Use your program, and the trace file, to answer as many of the following questions as you can (1 mark each, total of 5 marks):
- How many complete TCP connections are observed in the trace?
- What are the minimum, mean, and maximum time durations of the complete TCP connections that you observed?
- What are the minimum, mean, and maximum number of packets sent on the complete TCP connections that you observed?
- What is the minimum, mean, and maximum number of data bytes sent on the complete TCP connections that you observed?
- How many reset TCP connections are observed in the trace?
Bonus (3 marks): Find in the trace the complete TCP connection that downloaded the most TCP data bytes from the server. What is the IP address of this Web server? Approximately how many objects were downloaded? What was the average throughput (in bits per second) for the entire connection?
When you are finished, please submit your assignment solution as a single file in electronic form to your TA on or before the stated deadline.

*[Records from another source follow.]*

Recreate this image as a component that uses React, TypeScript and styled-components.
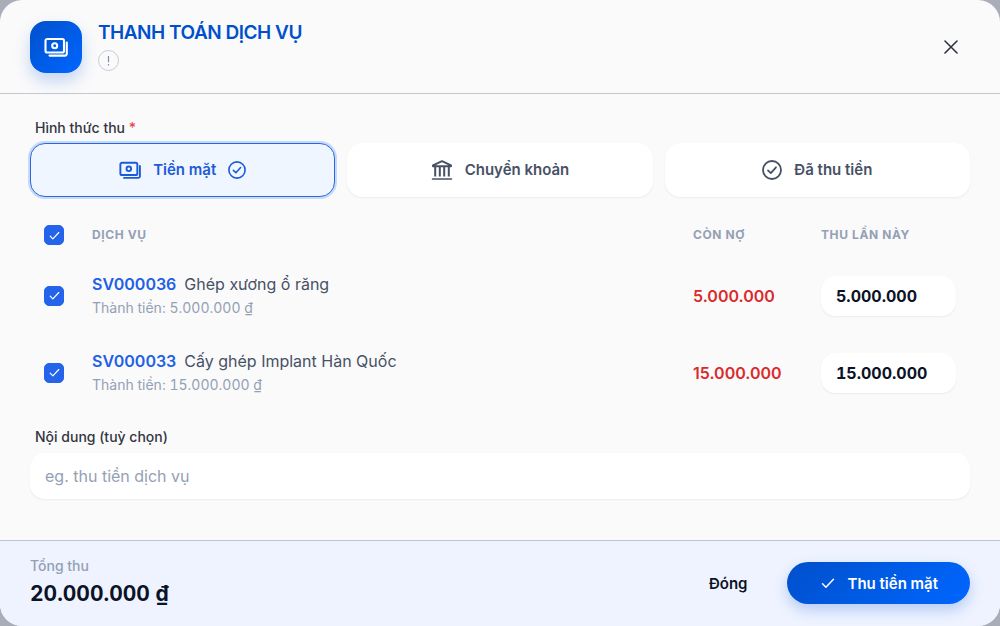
import React, { useState } from "react";
import styled, { createGlobalStyle, css } from "styled-components";

const GlobalStyle = createGlobalStyle`
  *, *::before, *::after { box-sizing: border-box; }
  body {
    margin: 0;
    background: #a9adb8;
    font-family: Inter, "Liberation Sans", sans-serif;
    font-size: 16px;
    color: #0b1326;
  }
  button, input { font-family: inherit; }
`;

const Dialog = styled.form`
  display: flex;
  flex-direction: column;
  min-height: 100vh;
  border-radius: 22px;
  overflow: hidden;
  background: #fafafb;
`;

const Header = styled.header`
  display: flex;
  align-items: center;
  justify-content: space-between;
  padding: 21px 32px 20px 30px;
  border-bottom: 1px solid #c6c8d0;
`;

const Heading = styled.div`
  display: flex;
  align-items: flex-start;
  gap: 16px;
`;

const Emblem = styled.div`
  display: grid;
  place-items: center;
  width: 52px;
  height: 52px;
  border-radius: 16px;
  color: #ffffff;
  background: linear-gradient(135deg, #0050cb, #0066ff);
  box-shadow: 0 8px 16px rgba(0, 80, 203, 0.22);
`;

const TitleGroup = styled.div`
  display: flex;
  flex-direction: column;
  align-items: flex-start;
  gap: 5px;
`;

const Title = styled.h1`
  margin: 0;
  font-size: 19px;
  line-height: 24px;
  font-weight: 600;
  letter-spacing: -0.025em;
  color: #0050cb;
`;

const InfoButton = styled.button`
  display: grid;
  place-items: center;
  width: 21px;
  height: 21px;
  padding: 0;
  border: 1px solid #c9cbd5;
  border-radius: 50%;
  background: transparent;
  color: #7d8bb0;
`;

const CloseButton = styled.button`
  display: grid;
  place-items: center;
  width: 34px;
  height: 34px;
  padding: 0;
  border: 0;
  background: transparent;
  color: #303640;
`;

const Body = styled.main`
  display: flex;
  flex: 1;
  flex-direction: column;
  padding: 24px 30px 40px;
`;

const labelText = css`
  padding: 0 5px;
  font-size: 14px;
  line-height: 20px;
  font-weight: 500;
  color: #33363f;
`;

const MethodGroup = styled.fieldset`
  min-width: 0;
  margin: 0;
  padding: 0;
  border: 0;
`;

const Legend = styled.legend`
  ${labelText}
  margin-bottom: 5px;
`;

const Required = styled.span`
  color: #e5484d;
`;

const Methods = styled.div`
  display: grid;
  grid-template-columns: repeat(3, 1fr);
  gap: 12px;
`;

const HiddenRadio = styled.input`
  position: absolute;
  width: 1px;
  height: 1px;
  margin: 0;
  opacity: 0;
`;

const Method = styled.label<{ $active: boolean }>`
  display: flex;
  align-items: center;
  justify-content: center;
  gap: 12px;
  height: 54px;
  border-radius: 15px;
  font-size: 15px;
  line-height: 24px;
  font-weight: 600;
  cursor: pointer;
  ${(p) =>
    p.$active
      ? css`
          border: 1px solid #2e66dc;
          background: #eff6ff;
          color: #1d5ad8;
          box-shadow: 0 0 0 2px #c5d9f8;
        `
      : css`
          border: 1px solid #ffffff;
          background: #ffffff;
          color: #475165;
          box-shadow: 0 1px 2px rgba(15, 23, 42, 0.06);
        `}
`;

const Services = styled.table`
  width: 100%;
  margin-top: 16px;
  border-collapse: collapse;
  table-layout: fixed;
`;

const CheckCol = styled.col`
  width: 48px;
`;
const DebtCol = styled.col`
  width: 128px;
`;
const AmountCol = styled.col`
  width: 163px;
`;

const HeadCell = styled.th`
  height: 44px;
  padding: 0 14px;
  text-align: left;
  font-size: 12px;
  line-height: 20px;
  font-weight: 700;
  letter-spacing: 0.05em;
  color: #94a0b5;
`;

const Cell = styled.td`
  height: 77px;
  padding: 0 14px;
  vertical-align: middle;
`;

const CheckWrap = styled.label`
  display: grid;
  width: 20px;
  height: 20px;
  color: #ffffff;
  & > * {
    grid-area: 1 / 1;
    place-self: center;
  }
  & > svg {
    pointer-events: none;
  }
`;

const CheckInput = styled.input`
  appearance: none;
  width: 20px;
  height: 20px;
  margin: 0;
  border: 1px solid #cbd5e1;
  border-radius: 5px;
  background: #ffffff;
  &:checked {
    border-color: #2563eb;
    background: #2563eb;
  }
`;

const ServiceLine = styled.div`
  display: flex;
  gap: 8px;
  font-size: 16px;
  line-height: 24px;
  color: #475165;
`;

const ServiceCode = styled.span`
  font-weight: 600;
  color: #2160e6;
`;

const ServicePrice = styled.div`
  font-size: 14px;
  line-height: 24px;
  color: #94a0b5;
  font-variant-numeric: tabular-nums;
`;

const Debt = styled.span`
  font-weight: 600;
  line-height: 24px;
  color: #d92b2b;
`;

const field = css`
  display: block;
  width: 100%;
  border: 1px solid #ffffff;
  background: #ffffff;
  box-shadow: 0 1px 2px rgba(15, 23, 42, 0.06);
  font-size: 16px;
  outline: 0;
`;

const AmountInput = styled.input`
  ${field}
  height: 40px;
  padding: 0 14px;
  border-radius: 14px;
  font-weight: 700;
  color: #0b1326;
  font-variant-numeric: tabular-nums;
`;

const NoteLabel = styled.label`
  ${labelText}
  margin-top: 16px;
`;

const NoteInput = styled.input`
  ${field}
  height: 46px;
  margin-top: 6px;
  padding: 0 14px;
  border-radius: 14px;
  color: #0b1326;
  &::placeholder {
    color: #94a0b5;
    opacity: 1;
  }
`;

const Footer = styled.footer`
  display: flex;
  align-items: center;
  justify-content: space-between;
  padding: 14px 30px 15px;
  border-top: 1px solid #bcc4d6;
  background: #eef3ff;
`;

const TotalLabel = styled.div`
  font-size: 14px;
  line-height: 22px;
  font-weight: 500;
  color: #94a0b5;
`;

const Total = styled.div`
  font-size: 21px;
  line-height: 34px;
  font-weight: 700;
  color: #0b1326;
  font-variant-numeric: tabular-nums;
`;

const Actions = styled.div`
  display: flex;
  align-items: center;
  gap: 16px;
`;

const TextButton = styled.button`
  height: 42px;
  padding: 0 24px;
  border: 0;
  background: transparent;
  font-size: 15px;
  font-weight: 600;
  color: #0b1326;
`;

const PrimaryButton = styled.button`
  display: flex;
  align-items: center;
  gap: 12px;
  height: 42px;
  padding: 0 32px 0 34px;
  border: 0;
  border-radius: 21px;
  background: linear-gradient(135deg, #0050cb, #0066ff);
  box-shadow: 0 6px 14px rgba(0, 80, 203, 0.24);
  font-size: 15px;
  font-weight: 600;
  color: #ffffff;
`;

const CashIcon = ({ size }: { size: number }) => (
  <svg width={size} height={size} viewBox="0 0 24 24" fill="none" stroke="currentColor" strokeWidth="2.1" aria-hidden="true">
    <rect x="1.5" y="4" width="18.5" height="13.5" rx="1.8" />
    <circle cx="10.7" cy="10.7" r="2.5" />
    <path d="M22.8 7.5v11.3a1.8 1.8 0 0 1-1.8 1.8H5.5" strokeLinecap="round" />
  </svg>
);

const BankIcon = () => (
  <svg width="22" height="22" viewBox="0 0 22 22" fill="none" stroke="currentColor" strokeWidth="2" strokeLinejoin="round" aria-hidden="true">
    <path d="M2 7.2V6.4L11 2.2l9 4.2v.8Z" />
    <path d="M4.2 8v9.4M8.8 8v9.4M13.2 8v9.4M17.8 8v9.4" />
    <path d="M1.6 20h18.8" strokeWidth="1.7" strokeLinecap="round" />
  </svg>
);

const CheckCircle = ({ size }: { size: number }) => (
  <svg width={size} height={size} viewBox="0 0 20 20" fill="none" stroke="currentColor" strokeWidth="1.8" strokeLinecap="round" strokeLinejoin="round" aria-hidden="true">
    <circle cx="10" cy="10" r="9" />
    <path d="m6 10.4 2.8 2.7L14 7.3" />
  </svg>
);

const Tick = ({ size }: { size: number }) => (
  <svg width={size} height={size} viewBox="0 0 14 14" fill="none" stroke="currentColor" strokeWidth="1.5" strokeLinecap="round" strokeLinejoin="round" aria-hidden="true">
    <path d="m1.5 7.8 3.4 3.4 7.6-8" />
  </svg>
);

const CloseIcon = () => (
  <svg width="14" height="14" viewBox="0 0 14 14" stroke="currentColor" strokeWidth="1.6" strokeLinecap="round" aria-hidden="true">
    <path d="m1 1 12 12M13 1 1 13" />
  </svg>
);

const ExclamationIcon = () => (
  <svg width="11" height="11" viewBox="0 0 11 11" stroke="currentColor" strokeWidth="1.2" aria-hidden="true">
    <path d="M5.5 1v6.2M5.5 9v1.4" />
  </svg>
);

const methods = [
  { id: "cash", label: "Tiền mặt", icon: <CashIcon size={22} /> },
  { id: "transfer", label: "Chuyển khoản", icon: <BankIcon /> },
  { id: "collected", label: "Đã thu tiền", icon: <CheckCircle size={20} /> },
];

const services = [
  { code: "SV000036", name: "Ghép xương ổ răng", amount: "5.000.000" },
  { code: "SV000033", name: "Cấy ghép Implant Hàn Quốc", amount: "15.000.000" },
];

const RowCheck = ({ label }: { label: string }) => (
  <CheckWrap>
    <CheckInput type="checkbox" defaultChecked aria-label={label} />
    <Tick size={11} />
  </CheckWrap>
);

export default function App() {
  const [method, setMethod] = useState("cash");
  return (
    <>
      <GlobalStyle />
      <Dialog onSubmit={(e) => e.preventDefault()}>
        <Header>
          <Heading>
            <Emblem>
              <CashIcon size={24} />
            </Emblem>
            <TitleGroup>
              <Title>THANH TOÁN DỊCH VỤ</Title>
              <InfoButton type="button" aria-label="Thông tin">
                <ExclamationIcon />
              </InfoButton>
            </TitleGroup>
          </Heading>
          <CloseButton type="button" aria-label="Đóng">
            <CloseIcon />
          </CloseButton>
        </Header>
        <Body>
          <MethodGroup>
            <Legend>
              Hình thức thu <Required>*</Required>
            </Legend>
            <Methods>
              {methods.map((m) => (
                <Method key={m.id} $active={m.id === method}>
                  <HiddenRadio
                    type="radio"
                    name="method"
                    checked={m.id === method}
                    onChange={() => setMethod(m.id)}
                  />
                  {m.icon}
                  {m.label}
                  {m.id === method && <CheckCircle size={18} />}
                </Method>
              ))}
            </Methods>
          </MethodGroup>
          <Services>
            <colgroup>
              <CheckCol />
              <col />
              <DebtCol />
              <AmountCol />
            </colgroup>
            <thead>
              <tr>
                <HeadCell>
                  <RowCheck label="Chọn tất cả" />
                </HeadCell>
                <HeadCell scope="col">DỊCH VỤ</HeadCell>
                <HeadCell scope="col">CÒN NỢ</HeadCell>
                <HeadCell scope="col">THU LẦN NÀY</HeadCell>
              </tr>
            </thead>
            <tbody>
              {services.map((s) => (
                <tr key={s.code}>
                  <Cell>
                    <RowCheck label={s.code} />
                  </Cell>
                  <Cell>
                    <ServiceLine>
                      <ServiceCode>{s.code}</ServiceCode>
                      {s.name}
                    </ServiceLine>
                    <ServicePrice>Thành tiền: {s.amount} ₫</ServicePrice>
                  </Cell>
                  <Cell>
                    <Debt>{s.amount}</Debt>
                  </Cell>
                  <Cell>
                    <AmountInput defaultValue={s.amount} inputMode="numeric" aria-label={`Thu lần này ${s.code}`} />
                  </Cell>
                </tr>
              ))}
            </tbody>
          </Services>
          <NoteLabel htmlFor="note">Nội dung (tuỳ chọn)</NoteLabel>
          <NoteInput id="note" placeholder="eg. thu tiền dịch vụ" />
        </Body>
        <Footer>
          <div>
            <TotalLabel>Tổng thu</TotalLabel>
            <Total>20.000.000 ₫</Total>
          </div>
          <Actions>
            <TextButton type="button">Đóng</TextButton>
            <PrimaryButton type="submit">
              <Tick size={14} />
              Thu tiền mặt
            </PrimaryButton>
          </Actions>
        </Footer>
      </Dialog>
    </>
  );
}
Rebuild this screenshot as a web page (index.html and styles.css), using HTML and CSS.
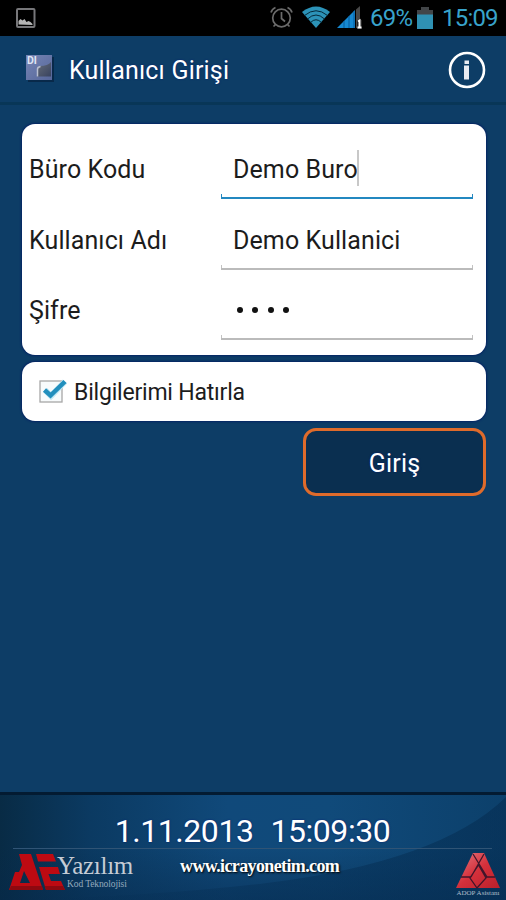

Make sure your name and identification is on everything that you submit. Your submission should include your source code, the output produced by your program on the trace file, and a text file with your answers to the questions above. Make sure to show your work for any calculations.
TIPS:
Parsing the input file might look a bit intimidating, but it is doable. If you need some help getting started, take a look at tcpreader.c and try it out.
For testing your program, it is best to work with some small example traces. Here are a few that you might find useful. The trace example1.txt (17 TCP packets) contains a single complete TCP connection. The trace example2.txt (12 TCP packets) contains a single TCP connection that is reset. The trace example3.txt (100 TCP packets) contains 8 TCP connections (5 complete, 2 reset, and 1 still in progress when the trace ended, as evidenced in the example3 sample output). When you have your program working properly, you can run it on the large trace file for this assignment.